Right now sitting in our Carryforward Fund is a little over $63,000.
We have our budgets and we have increased enrollment. If that increased enrollment is not spent, it goes to the Carryforward Fund. Money that the Senate doesn’t spend, and money that we don’t spend in the other budgets, comes back to us, and is put into that Carryforward Fund.
The Carryforward Fund is the Senate’s budget. Any student, senator or whoever writes a bill that is sent to Senate and passed by Senate has access to that money.
Q: Is having a Carryforward Fund good?
A: It depends on what you want funding spent on. The larger the Carryforward, the more the Senate can write in bills. The smaller the Carryforward, the more restricted Senate is.
Senate can also re-allocate that Carryforward back to clubs and organizations. With that said, if it gets too big, we run into financial issues.
It is not necessarily a bad thing to have, but say we go three years, and it keeps increasing every time from not being spent, that’s sort of a bad thing because it shows we could be doing more to get more money out to the students.
Q: As director of finance, do you think it has helped or hindered the organization by not having the recognition program to pay senators for their time?
A: Speaking as a senator last year, my job was to represent the students and organizations that I talked to. The students by and large, outside of SGA, were not a fan of the recognition program.
I was the first to give up my salary, and led the charge to get rid of the recognition program due to our budget’s state last year.
With that said, I still believe I did the right thing and my choices were validated by the students I was representing. However, I will say it is not the greatest thing to not get paid for what you’re doing. What I said last year was that we have an obligation to the students first.
Q: How many budgets have been approved and denied this semester?
A: We have officially had 75 proposals approved and eight denied. Of those eight denied, that’s not to say they haven’t come back with different proposals.
Q: As long as a proposal fits the funding guidelines, there’s no reason it should be denied? What reasons would the Senate deny a proposal?
A: I am not a voting member so I don’t get to determine whether something is considered good use, but there is always that chance that (a senator) says, “yes, this technically does fit our funding guidelines, and there’s nothing wrong with the money side of it, but we shouldn’t be spending student money on it.”
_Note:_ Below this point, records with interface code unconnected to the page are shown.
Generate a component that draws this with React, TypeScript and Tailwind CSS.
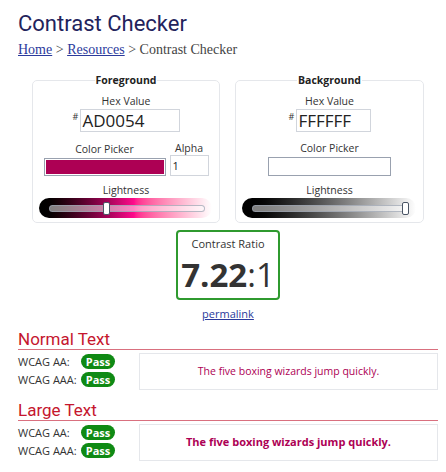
const sans = "font-['Open_Sans',sans-serif]";

type SliderProps = { gradient: string; thumb: number };

const Lightness = ({ gradient, thumb }: SliderProps) => (
  <div className={`relative h-[20px] rounded-full ${gradient}`}>
    <div className="absolute left-[10px] right-[7px] top-[7px] h-[7px] rounded-full border border-gray-400/70 bg-white/50" />
    <div
      className="absolute top-[4px] h-[13px] w-[7px] rounded-[2px] border border-gray-600 bg-white"
      style={{ left: thumb }}
    />
  </div>
);

type PanelProps = {
  title: string;
  hex: string;
  hexWidth: string;
  color: string;
  alpha?: boolean;
  gradient: string;
  thumb: number;
  width: string;
};

const Panel = ({ title, hex, hexWidth, color, alpha, gradient, thumb, width }: PanelProps) => (
  <fieldset className={`${width} min-w-0 shrink-0 rounded-[5px] border border-gray-200 px-[5px] pb-[4px]`}>
    <legend className="mx-auto px-[1px] text-[10.5px] leading-[14px] font-bold text-[#222]">{title}</legend>
    <div className="mt-[7px] text-center text-[10.5px] leading-[14px] text-[#333]">Hex Value</div>
    <div className="mt-[1px] flex justify-center">
      <span className="mt-[3px] w-[7px] text-[9px] leading-[10px] text-[#333]">#</span>
      <div className={`${hexWidth} h-[23px] border border-gray-300 pl-[2px] text-[17px] leading-[21px] text-[#222]`}>
        {hex}
      </div>
    </div>
    {alpha ? (
      <div className="mt-[9px] flex items-end justify-center gap-[4px]">
        <div className="flex flex-col items-center">
          <div className="text-[10.5px] leading-[14px] text-[#333]">Color Picker</div>
          <div className="mt-[2px] h-[18px] w-[122px] border border-gray-400 p-[1px]">
            <div className="h-full w-full" style={{ background: color }} />
          </div>
        </div>
        <div className="flex flex-col items-center">
          <div className="text-[10.5px] leading-[14px] text-[#333]">Alpha</div>
          <div className="mt-[0px] h-[21px] w-[39px] border border-gray-300 pl-[2px] text-[11px] leading-[19px] text-[#222]">
            1
          </div>
        </div>
      </div>
    ) : (
      <div className="mt-[9px] flex flex-col items-center">
        <div className="text-[10.5px] leading-[14px] text-[#333]">Color Picker</div>
        <div className="mt-[2px] h-[19px] w-[123px] border border-gray-400 p-[1px]">
          <div className="h-full w-full" style={{ background: color }} />
        </div>
      </div>
    )}
    <div className="mt-[7px] text-center text-[10.5px] leading-[14px] text-[#333]">Lightness</div>
    <div className="mt-[1px] pl-[1px] pr-[2px]">
      <Lightness gradient={gradient} thumb={thumb} />
    </div>
  </fieldset>
);

const Pass = () => (
  <span className="inline-flex h-[15px] w-[34px] items-center justify-center rounded-full bg-[#0f8a14] text-[11px] font-bold text-white">
    Pass
  </span>
);

const Section = ({ title, bold }: { title: string; bold?: boolean }) => (
  <div>
    <h2 className="border-b border-[#d9707f] font-['Roboto',sans-serif] text-[17px] leading-[20px] text-[#c5162e]">
      {title}
    </h2>
    <div className="flex">
      <div className="flex w-[121px] shrink-0 flex-col gap-[3px] pt-[4px] text-[11px] leading-[15px] whitespace-nowrap text-[#333]">
        <div className="flex items-center">
          <span className="w-[63px]">WCAG AA:</span>
          <Pass />
        </div>
        <div className="flex items-center">
          <span className="w-[63px]">WCAG AAA:</span>
          <Pass />
        </div>
      </div>
      <div
        className={`mt-[3px] flex h-[37px] flex-1 items-center justify-center border border-gray-200 text-[#AD0054] ${
          bold ? "text-[11px] font-bold" : "text-[10.5px]"
        }`}
      >
        The five boxing wizards jump quickly.
      </div>
    </div>
  </div>
);

export default function App() {
  return (
    <div className={`h-[472px] w-[446px] overflow-hidden bg-white pr-[8px] pl-[18px] ${sans}`}>
      <h1 className="pt-[10px] font-['Roboto',sans-serif] text-[22px] leading-[28px] text-[#23235c]">
        Contrast Checker
      </h1>
      <p className="mt-[4px] font-['Liberation_Serif',serif] text-[14px] leading-[16px] text-[#444]">
        <span className="text-[#2b3a9c] underline">Home</span> &gt;{" "}
        <span className="text-[#2b3a9c] underline">Resources</span> &gt; Contrast Checker
      </p>
      <div className="mt-[15px] flex justify-center gap-[15px]">
        <Panel
          title="Foreground"
          hex="AD0054"
          hexWidth="w-[100px]"
          color="#AD0054"
          alpha
          gradient="bg-linear-to-r from-black via-[#ff0a8c] via-55% to-white"
          thumb={64}
          width="w-[188px]"
        />
        <Panel
          title="Background"
          hex="FFFFFF"
          hexWidth="w-[75px]"
          color="#ffffff"
          gradient="bg-linear-to-r from-black to-white"
          thumb={160}
          width="w-[189px]"
        />
      </div>
      <div className="mt-[7px] flex flex-col items-center">
        <div className="flex h-[70px] w-[104px] flex-col items-center rounded-[4px] border-2 border-[#2f9a2f] pt-[5px]">
          <div className="text-[11px] leading-[14px] text-[#333]">Contrast Ratio</div>
          <div className="mt-[4px] text-[33px] leading-[40px] text-[#333]">
            <span className="font-bold">7.22</span>:1
          </div>
        </div>
        <a className="mt-[7px] text-[11px] leading-[14px] text-[#2b3a9c] underline">permalink</a>
      </div>
      <div className="mt-[8px]">
        <Section title="Normal Text" />
      </div>
      <div className="mt-[10px]">
        <Section title="Large Text" bold />
      </div>
    </div>
  );
}
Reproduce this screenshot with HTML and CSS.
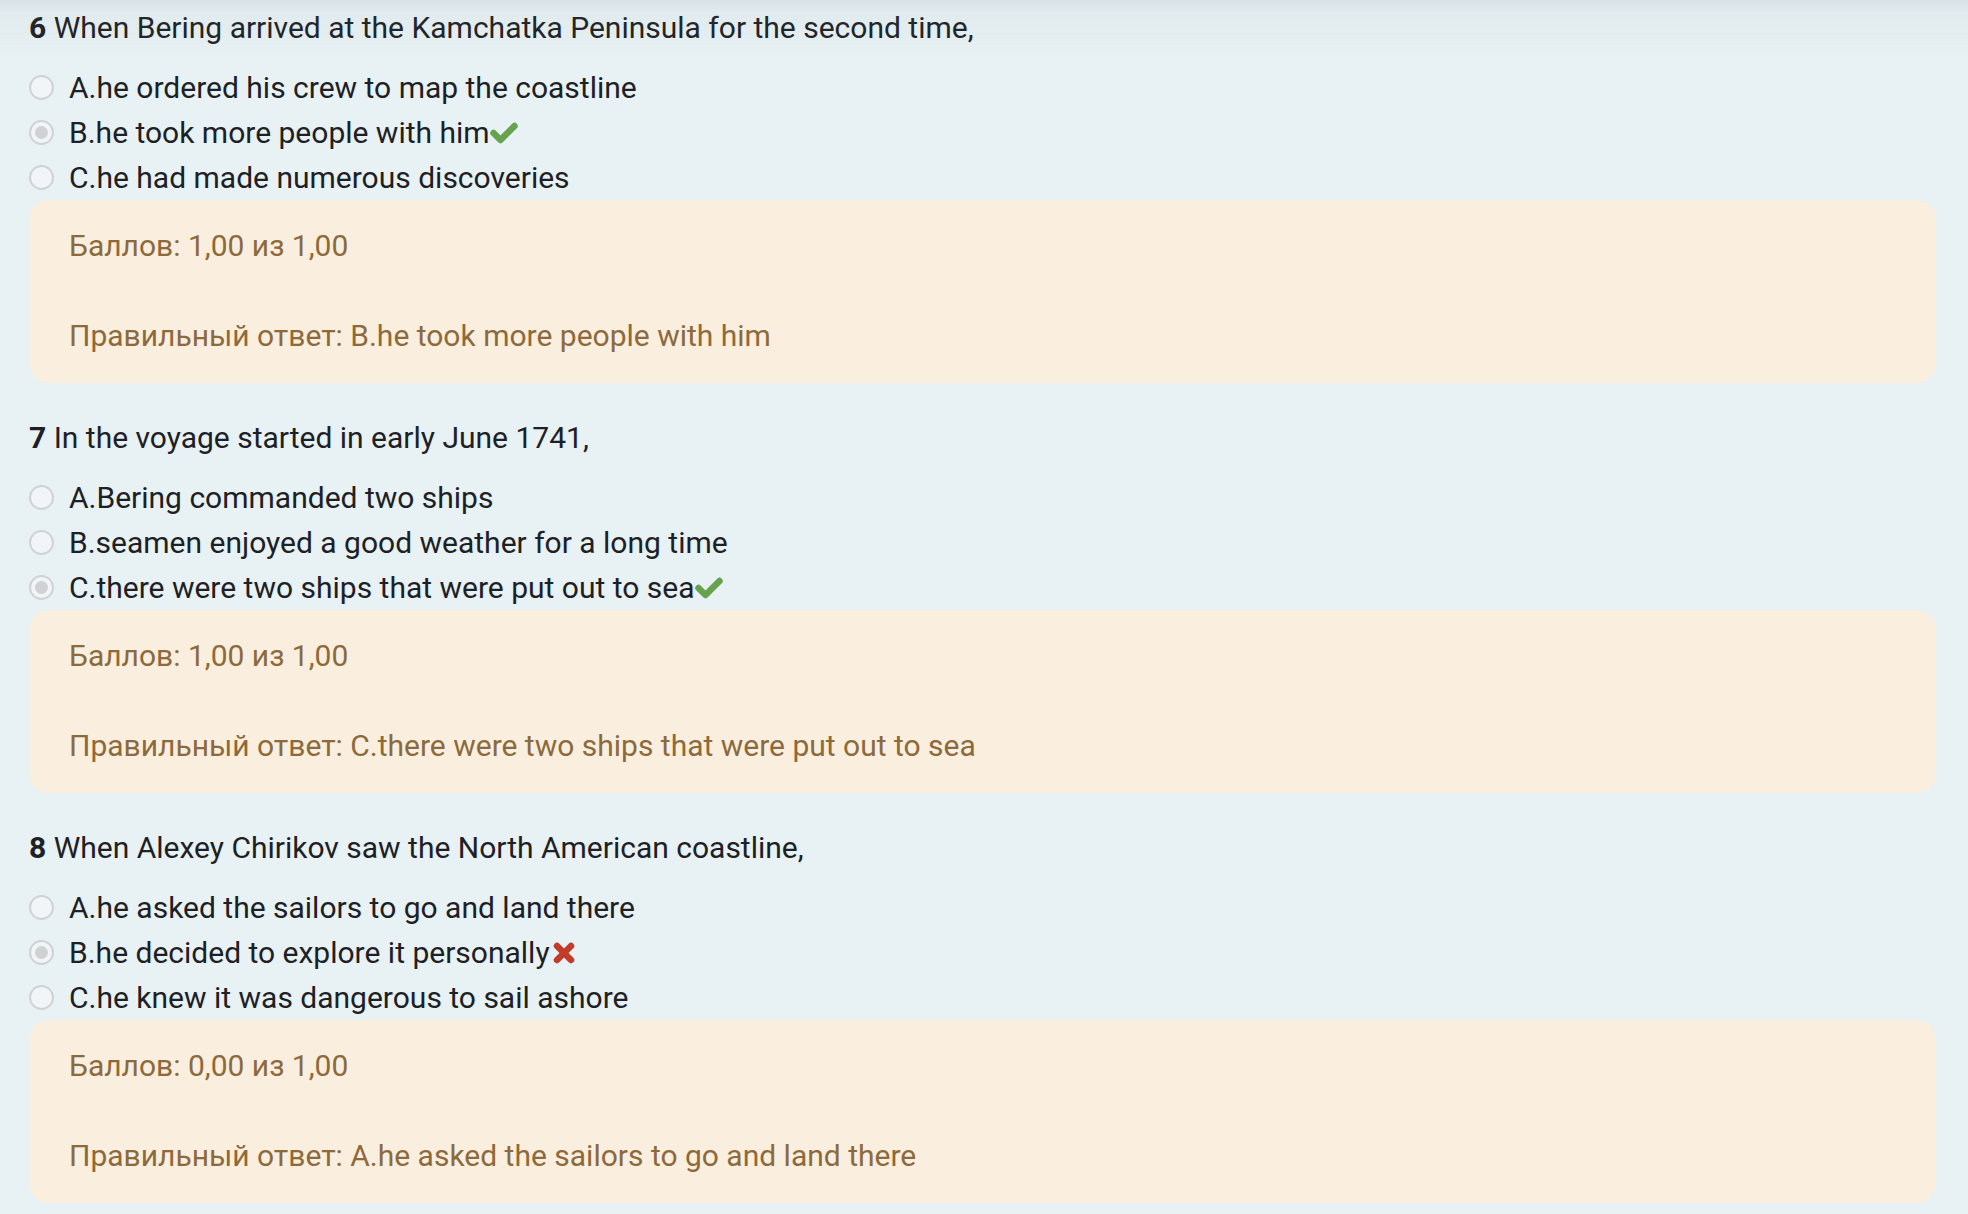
FILE: index.html
```html
<!DOCTYPE html>
<html lang="ru">
<head>
<meta charset="utf-8">
<title>Quiz review</title>
<link rel="stylesheet" href="styles.css">
</head>
<body>
<div class="topshade"></div>
<main class="page">
  <section class="que">
    <div class="qtext"><span class="qno">6</span> When Bering arrived at the Kamchatka Peninsula for the second time,</div>
    <div class="answers">
      <div class="opt"><span class="radio"></span><span class="label">A.he ordered his crew to map the coastline</span></div>
      <div class="opt"><span class="radio checked"></span><span class="label">B.he took more people with him</span><svg class="ico ok" width="28" height="22" viewBox="0 0 28 22"><polyline points="3.5,11 10.5,18 24.5,4" /></svg></div>
      <div class="opt"><span class="radio"></span><span class="label">C.he had made numerous discoveries</span></div>
    </div>
    <div class="outcome">
      <div>Баллов: 1,00 из 1,00</div>
      <div class="right">Правильный ответ: B.he took more people with him</div>
    </div>
  </section>
  <section class="que">
    <div class="qtext"><span class="qno">7</span> In the voyage started in early June 1741,</div>
    <div class="answers">
      <div class="opt"><span class="radio"></span><span class="label">A.Bering commanded two ships</span></div>
      <div class="opt"><span class="radio"></span><span class="label">B.seamen enjoyed a good weather for a long time</span></div>
      <div class="opt"><span class="radio checked"></span><span class="label">C.there were two ships that were put out to sea</span><svg class="ico ok" width="28" height="22" viewBox="0 0 28 22"><polyline points="3.5,11 10.5,18 24.5,4" /></svg></div>
    </div>
    <div class="outcome">
      <div>Баллов: 1,00 из 1,00</div>
      <div class="right">Правильный ответ: C.there were two ships that were put out to sea</div>
    </div>
  </section>
  <section class="que">
    <div class="qtext"><span class="qno">8</span> When Alexey Chirikov saw the North American coastline,</div>
    <div class="answers">
      <div class="opt"><span class="radio"></span><span class="label">A.he asked the sailors to go and land there</span></div>
      <div class="opt"><span class="radio checked"></span><span class="label">B.he decided to explore it personally</span><svg class="ico bad" width="22" height="22" viewBox="0 0 22 22"><path d="M4 4 L18 18 M18 4 L4 18" /></svg></div>
      <div class="opt"><span class="radio"></span><span class="label">C.he knew it was dangerous to sail ashore</span></div>
    </div>
    <div class="outcome">
      <div>Баллов: 0,00 из 1,00</div>
      <div class="right">Правильный ответ: A.he asked the sailors to go and land there</div>
    </div>
  </section>
</main>
</body>
</html>
```

FILE: styles.css
```css
html, body {
  margin: 0;
  padding: 0;
  background: #e8f1f4;
}
body {
  font-family: Roboto, "Noto Sans", sans-serif;
  font-size: 30px;
  line-height: 45px;
  color: #1d2125;
  position: relative;
  min-height: 1214px;
  overflow: hidden;
}
.topshade {
  position: absolute;
  left: 0;
  top: 0;
  right: 0;
  height: 60px;
  background: linear-gradient(to bottom, rgba(120,150,155,0.16) 0px, rgba(120,150,155,0.06) 12px, rgba(120,150,155,0.03) 40px, rgba(120,150,155,0) 60px);
  pointer-events: none;
}
.page {
  padding: 5px 32px 0 29px;
}
.que {
  margin-bottom: 32px;
}
.qtext {
  margin-bottom: 15px;
}
.qno {
  font-weight: 700;
}
.answers {
  display: flex;
  flex-direction: column;
}
.opt {
  display: flex;
  align-items: center;
  height: 45px;
}
.radio {
  box-sizing: border-box;
  width: 25px;
  height: 25px;
  border-radius: 50%;
  border: 2px solid #cfd3d5;
  background: #f1f5f7;
  margin-right: 15px;
  display: flex;
  align-items: center;
  justify-content: center;
  flex: none;
}
.radio.checked::after {
  content: "";
  width: 13px;
  height: 13px;
  border-radius: 50%;
  background: #cfd1d3;
}
.ico {
  flex: none;
  fill: none;
  stroke-linecap: round;
  stroke-linejoin: round;
}
.ok {
  margin-left: 0;
  stroke: #67a24e;
  stroke-width: 6.5;
}
.bad {
  margin-left: 3px;
  stroke: #c33b2a;
  stroke-width: 6.5;
}
.outcome {
  background: #faeedf;
  color: #8c6a3b;
  border-radius: 20px;
  padding: 23px 40px 25px;
}
.outcome .right {
  margin-top: 45px;
}
```
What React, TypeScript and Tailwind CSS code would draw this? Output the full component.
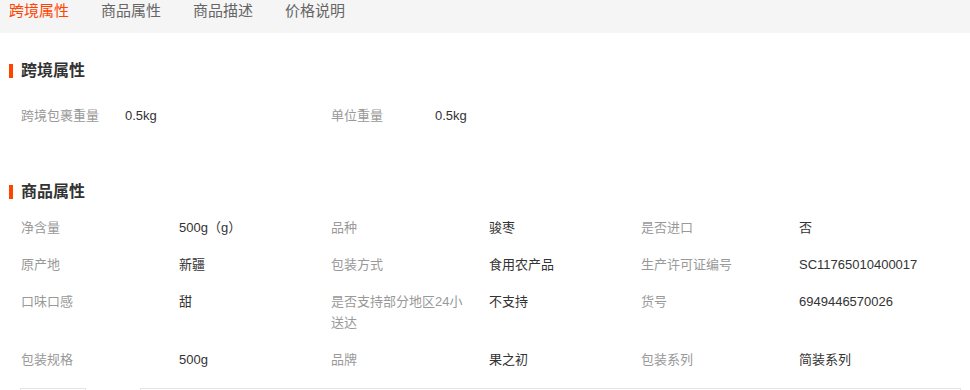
import React from 'react';

const font = { fontFamily: '"Liberation Sans", "Noto Sans CJK SC", sans-serif' };

const tabs = ['跨境属性', '商品属性', '商品描述', '价格说明'];

const crossBorder = [
  ['跨境包裹重量', '0.5kg'],
  ['单位重量', '0.5kg'],
];

const productAttrs = [
  ['净含量', '500g（g）'],
  ['品种', '骏枣'],
  ['是否进口', '否'],
  ['原产地', '新疆'],
  ['包装方式', '食用农产品'],
  ['生产许可证编号', 'SC11765010400017'],
  ['口味口感', '甜'],
  ['是否支持部分地区24小送达', '不支持'],
  ['货号', '6949446570026'],
  ['包装规格', '500g'],
  ['品牌', '果之初'],
  ['包装系列', '简装系列'],
];

function SectionTitle({ title }: { title: string }) {
  return (
    <div className="flex items-center gap-[8px] pl-[9px]">
      <span className="block h-[14px] w-[4px] bg-[#ff4400]" />
      <h3 className="text-[16px] leading-[20px] font-bold text-[#333]">{title}</h3>
    </div>
  );
}

export default function App() {
  return (
    <div className="w-[970px] h-[390px] overflow-hidden bg-white text-[13px]" style={font}>
      <div className="flex h-[33px] gap-[32px] bg-[#f5f5f5] pl-[9px]">
        {tabs.map((t, i) => (
          <span
            key={t}
            className={`text-[15px] leading-[22px] ${i === 0 ? 'text-[#ff4400]' : 'text-[#666]'}`}
          >
            {t}
          </span>
        ))}
      </div>

      <div className="mt-[28px]">
        <SectionTitle title="跨境属性" />
        <div className="mt-[16px] grid grid-cols-[310px_310px_310px] pl-[21px]">
          {crossBorder.map(([k, v]) => (
            <div key={k} className="flex py-[8px] leading-[21px]">
              <span className="w-[104px] shrink-0 text-[#999]">{k}</span>
              <span className="text-[#333]">{v}</span>
            </div>
          ))}
        </div>
      </div>

      <div className="mt-[48px]">
        <SectionTitle title="商品属性" />
        <div className="mt-[7px] grid grid-cols-[310px_310px_310px] pl-[21px]">
          {productAttrs.map(([k, v]) => (
            <div key={k} className="flex py-[8px] leading-[21px]">
              <span className="w-[158px] shrink-0 pr-[18px] text-[#999]">{k}</span>
              <span className="text-[#333]">{v}</span>
            </div>
          ))}
        </div>
      </div>

      <div className="mt-[10px] flex">
        <div className="ml-[20px] h-[40px] w-[66px] border border-[#e5e5e5]" />
        <div className="ml-[54px] h-[40px] w-[821px] border border-[#e5e5e5]" />
      </div>
    </div>
  );
}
(Senate has) the authority to vote ‘yea’ or ‘nay’ on any proposal. They are not required to give a reason why. Some things have been voted down in the senate.
Usually if something is voted down in senate, I will try to clarify why, because our process has it that if (a proposal) is voted down in the senate, it goes back to BAC and we try to adjust it to fit what the senate was looking for
Q: What kinds of questions do you hear at a BAC meeting about each proposal?
A: What is the benefit to campus? What can SGA funding do for this? And (what is) the civic, cultural, and educational value?
Those are the three questions asked of each person. It’s part of the form they fill out now, and I read (the form) aloud during the meetings and ask them if they want to add anything to it because those are the three major points that we want answered for every proposal.
Q: If the BAC has already approved the proposals based on these considerations, why do senators sometimes ask these questions again in the SGA meetings?
A: Senators are by no means required, though they are strongly encouraged, to read the BAC minutes and to look over the proposals before they get there.
It is a miscarriage of their duties if they don’t, but that is a personal opinion rather than in our documents. That’s why you’ll hear a lot of the same questions asked in Senate that have already been asked in BAC.